The original Hard Target, a Van Damme / John Woo affair, was yet another take on the “most dangerous game” let’s-hunt-man-for-fun setup, and HT2 by no means seeks to diverge from that premise. (It is, indeed, the only thing that connects it to Hard Target 1.) In this case, our man a-hunted is Scotty Adkins, having gone the kickbox-for-dollars route with his life after his professional MMA career is derailed when he kicks a dude to death in the ring. Also on his career plan: spending his dollars exclusively on drink (food? pfft) because said kicked-to-death dude was his best friend.

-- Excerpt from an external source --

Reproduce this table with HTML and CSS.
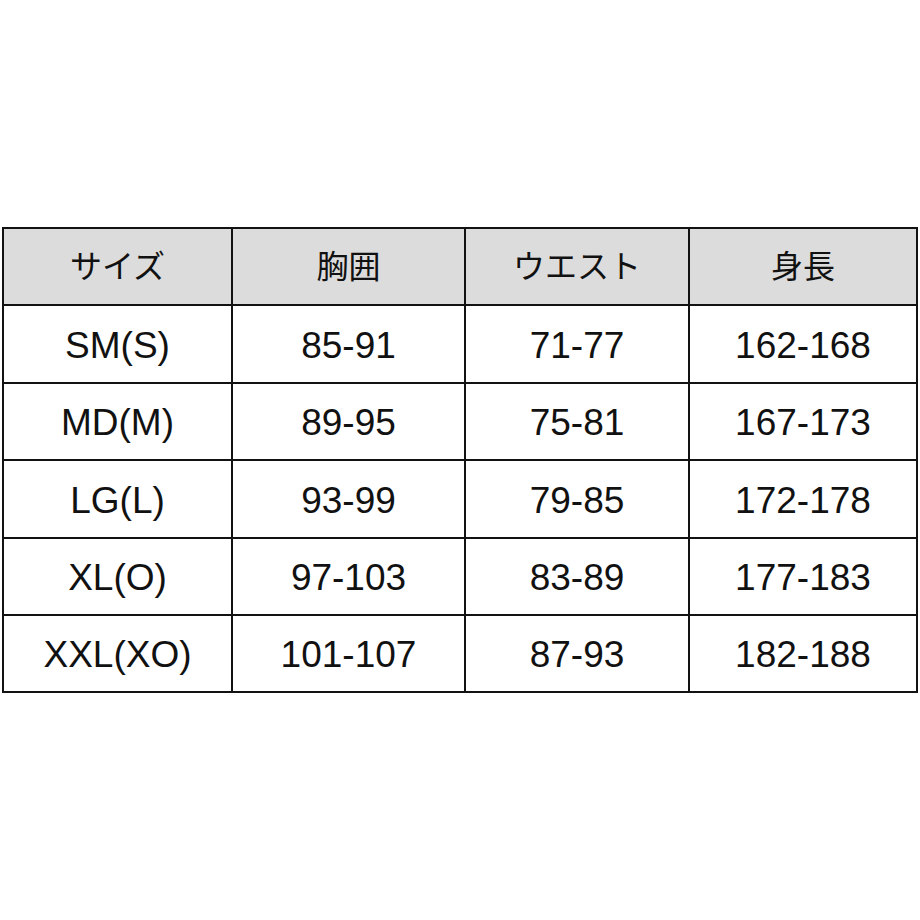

Arrgh!
Soon enough, a shady fight promoter offers Scott a lot of money for an exclusive fight, and Scott, with his eye on a beach house he and friendo had planned on spending their MMA winnings on, agrees. Alas, t’aint no fight, but a hunt. A hunt for a target… which turns out to be a hard one. Named Scott.

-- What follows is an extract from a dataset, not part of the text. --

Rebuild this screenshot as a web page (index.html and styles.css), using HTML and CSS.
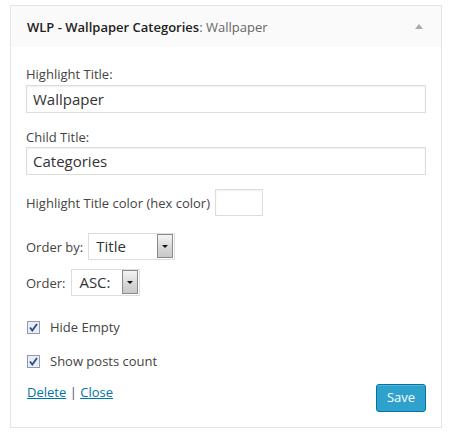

And everything proceeds as expected for this type of flick. …Or does it? Uh, yeah, it absolutely, totally does. Adkins redeems himself, many dudes are high kicked, bad guys turn against one another, there’s an ultimate boss battle, and even a Woo dove tribute shot. But what absolutely sells this are a few key Adkins traits:
Scott’s commitment and sincerity. Adkins seems to have the absolutely perfect mindset for this stuff: trained to perfection but still happy to act his way through these things; lines are delivered truthfully, and not with winkiness or resignation, regardless of the budget or scale. Similarly, he always seems to sweat every punch and kick, with each film delivering at least one or two badass moments.

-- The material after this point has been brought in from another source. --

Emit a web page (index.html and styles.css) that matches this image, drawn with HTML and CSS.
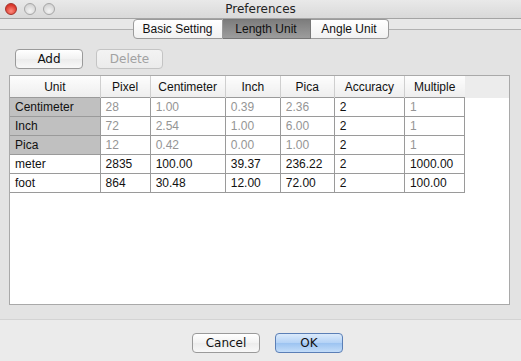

The over indulgences that Scott seems to avoid. This might not always be true given I’ve only seen a small handful of the dude’s films, but his flicks have a tendency, thus far, to stay on course. All of the subplots are predictable, but work to keep us on the narrative straight and narrow, and the completely extraneous stuff you normally find in this genre – e.g. sex scenes – are absent. This means that you can exist with a barebones script because you’re not wasting my time as a viewer. To this point, there wasn’t a minute of Hard Target 2 during which I looked away or checked the clock.
The work quality Scott directly or indirectly surrounds himself with. Director Roel Reiné manages a lot of impressively scaled shots with what certainly wasn’t a big block buster budget, and with Scott in the majority of the shots, you don’t have to edit around your actor, so the action benefits: clear spacing, cool slo-mo and background / foreground layering. Again: it ain’t art: we’re in this for kung fu kicks, but everyone seems to be on the same page as far as delivering the best version of that possible with an in-name-only sequel.
I will laugh it up with you regarding all the things in HT2 that make no sense. And at a surface level, any given DTV action flick follows the same moves and mold as this one. But you gotta acclimate to your genre, and learn to appreciate fine wine over the slop. This is the former, my friends.